Confusion in Ireland as 'Marriage Equality' Referendum Approaches | Michael Kelly | CWR
Changes in ambiguous wording, tepid warnings from Catholic bishops, and deep concerns about children are part of the tense lead-up to May 22nd vote
Just two months before a May 22nd 'Marriage Equality' referendum, many commentators predict Ireland will become the first country in the world to insert a constitutional amendment permitting civil marriage between two people of the same gender.
A distinctive feature of Irish democracy has been frequent recourse to constitutional referendums. May’s referendum will be the 35th time voters have been asked to amend the constitution in less than 80 years. The origin of this state of affairs may partly be traced to the unhappy split in the 1920s over a treaty with Britain, which led to a civil war after it was narrowly passed by a parliamentary majority. Prime Minister Éamon de Valera, who framed the 1937 constitution, felt strongly that future decisions on fundamental questions required more than a simple parliamentary majority.
Opinion polls currently predict that 77% of voters will back the constitutional redefinition of marriage while 22% of people say they will vote ‘no’. However, opinion polls on constitutional questions are notoriously unreliable in Ireland.
In 2013, for example, a referendum on children’s rights – which enshrined individual rights for minors in the constitution and granted the state greater powers to intervene in families – was just narrowly passed. An opinion poll had said just 4% of voters would oppose the motion, on polling day a significant 42% of citizens decided to vote against the children’s rights amendment.
There’s also the fact that many of those saying they are inclined to vote in favor of same-sex marriage have reservations.
According to John Downing, a political commentator and former government adviser, much of the apparent support for same-sex marriage in opinion polls is soft and many voters are not entirely convinced.
Only 59% of those who said they will vote ‘yes’ said they strongly held that opinion. The other 18% were more tentative about their voting intention. The pollsters also asked further questions about matters related to the issue of gay marriage.
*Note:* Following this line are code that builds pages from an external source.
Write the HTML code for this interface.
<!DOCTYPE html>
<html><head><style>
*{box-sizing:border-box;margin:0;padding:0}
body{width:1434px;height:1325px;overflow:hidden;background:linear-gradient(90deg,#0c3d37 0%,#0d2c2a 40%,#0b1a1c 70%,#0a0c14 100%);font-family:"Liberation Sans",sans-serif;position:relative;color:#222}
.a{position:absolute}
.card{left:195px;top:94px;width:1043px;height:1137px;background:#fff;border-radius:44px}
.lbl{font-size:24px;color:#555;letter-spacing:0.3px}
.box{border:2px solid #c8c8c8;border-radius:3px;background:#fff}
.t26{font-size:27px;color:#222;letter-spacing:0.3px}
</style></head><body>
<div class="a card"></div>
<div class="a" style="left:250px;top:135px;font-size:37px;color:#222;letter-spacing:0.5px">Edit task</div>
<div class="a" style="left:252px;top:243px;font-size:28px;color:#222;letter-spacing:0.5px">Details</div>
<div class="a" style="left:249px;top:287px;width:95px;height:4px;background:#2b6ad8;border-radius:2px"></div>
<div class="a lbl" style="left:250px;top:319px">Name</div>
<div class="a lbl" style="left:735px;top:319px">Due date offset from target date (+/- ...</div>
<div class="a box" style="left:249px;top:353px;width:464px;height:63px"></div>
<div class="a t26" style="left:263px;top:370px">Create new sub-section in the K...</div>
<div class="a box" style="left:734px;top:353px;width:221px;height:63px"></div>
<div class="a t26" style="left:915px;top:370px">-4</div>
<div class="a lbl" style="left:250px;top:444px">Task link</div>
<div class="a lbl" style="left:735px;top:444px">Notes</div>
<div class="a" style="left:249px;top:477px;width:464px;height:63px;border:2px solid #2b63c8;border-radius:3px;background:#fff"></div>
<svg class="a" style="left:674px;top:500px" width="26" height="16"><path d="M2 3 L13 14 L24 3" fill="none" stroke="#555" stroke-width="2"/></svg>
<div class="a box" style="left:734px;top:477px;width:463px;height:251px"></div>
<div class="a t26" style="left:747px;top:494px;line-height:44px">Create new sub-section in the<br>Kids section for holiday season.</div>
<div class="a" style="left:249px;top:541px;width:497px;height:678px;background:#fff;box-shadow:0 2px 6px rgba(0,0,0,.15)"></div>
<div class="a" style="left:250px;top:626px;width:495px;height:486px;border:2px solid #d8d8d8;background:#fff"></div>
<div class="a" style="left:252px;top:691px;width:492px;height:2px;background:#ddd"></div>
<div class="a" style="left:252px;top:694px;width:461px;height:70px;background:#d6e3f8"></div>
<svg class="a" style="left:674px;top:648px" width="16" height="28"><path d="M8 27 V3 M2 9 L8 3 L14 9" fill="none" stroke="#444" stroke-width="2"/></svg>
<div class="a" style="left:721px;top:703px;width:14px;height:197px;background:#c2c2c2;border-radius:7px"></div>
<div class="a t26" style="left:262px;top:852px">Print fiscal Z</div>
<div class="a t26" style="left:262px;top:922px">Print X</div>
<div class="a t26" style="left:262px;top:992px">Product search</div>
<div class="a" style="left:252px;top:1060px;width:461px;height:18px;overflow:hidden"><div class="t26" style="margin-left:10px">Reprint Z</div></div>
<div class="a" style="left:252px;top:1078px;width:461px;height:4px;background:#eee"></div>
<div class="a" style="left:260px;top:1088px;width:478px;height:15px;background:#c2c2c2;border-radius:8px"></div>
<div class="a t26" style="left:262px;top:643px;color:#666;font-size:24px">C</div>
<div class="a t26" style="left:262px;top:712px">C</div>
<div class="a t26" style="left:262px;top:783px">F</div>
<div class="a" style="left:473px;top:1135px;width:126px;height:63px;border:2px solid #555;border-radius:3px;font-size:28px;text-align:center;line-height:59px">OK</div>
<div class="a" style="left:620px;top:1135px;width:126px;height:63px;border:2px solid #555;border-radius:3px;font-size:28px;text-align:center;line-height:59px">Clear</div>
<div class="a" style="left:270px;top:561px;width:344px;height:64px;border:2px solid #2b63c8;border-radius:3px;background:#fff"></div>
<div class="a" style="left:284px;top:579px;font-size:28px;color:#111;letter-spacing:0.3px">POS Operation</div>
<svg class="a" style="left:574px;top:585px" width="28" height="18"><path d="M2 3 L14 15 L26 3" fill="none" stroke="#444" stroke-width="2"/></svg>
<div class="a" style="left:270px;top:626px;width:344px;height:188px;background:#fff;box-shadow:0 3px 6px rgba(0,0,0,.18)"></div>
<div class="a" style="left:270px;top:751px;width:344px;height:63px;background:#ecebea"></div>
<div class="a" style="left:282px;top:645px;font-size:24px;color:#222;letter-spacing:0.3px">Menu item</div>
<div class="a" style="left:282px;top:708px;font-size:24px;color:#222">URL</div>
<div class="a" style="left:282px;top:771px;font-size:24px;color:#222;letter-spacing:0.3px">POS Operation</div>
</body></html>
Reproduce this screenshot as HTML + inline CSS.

One-third of those prepared to vote ‘yes’ said they had reservations about gay couples adopting children.
Those who said they would vote ‘yes’ were further asked if they had reservations about the concept of the same-sex marriage referendum. In this case, 42% said they had reservations about the idea of the referendum.
When the question is a simple yes/no on whether the voter intends to support same-sex marriage the results are strongly in favor of a ‘yes’. However, when a series of more detailed questions are put into the mix, this number falls eventually to 44%.
Confused wording, last-minute changes
The Government’s ‘yes’ campaign has also been criticized by legal experts after Justice Minister Frances Fitzgerald was forced to make a last-minute change to the proposed wording after fears the move could inadvertently ban traditional marriage.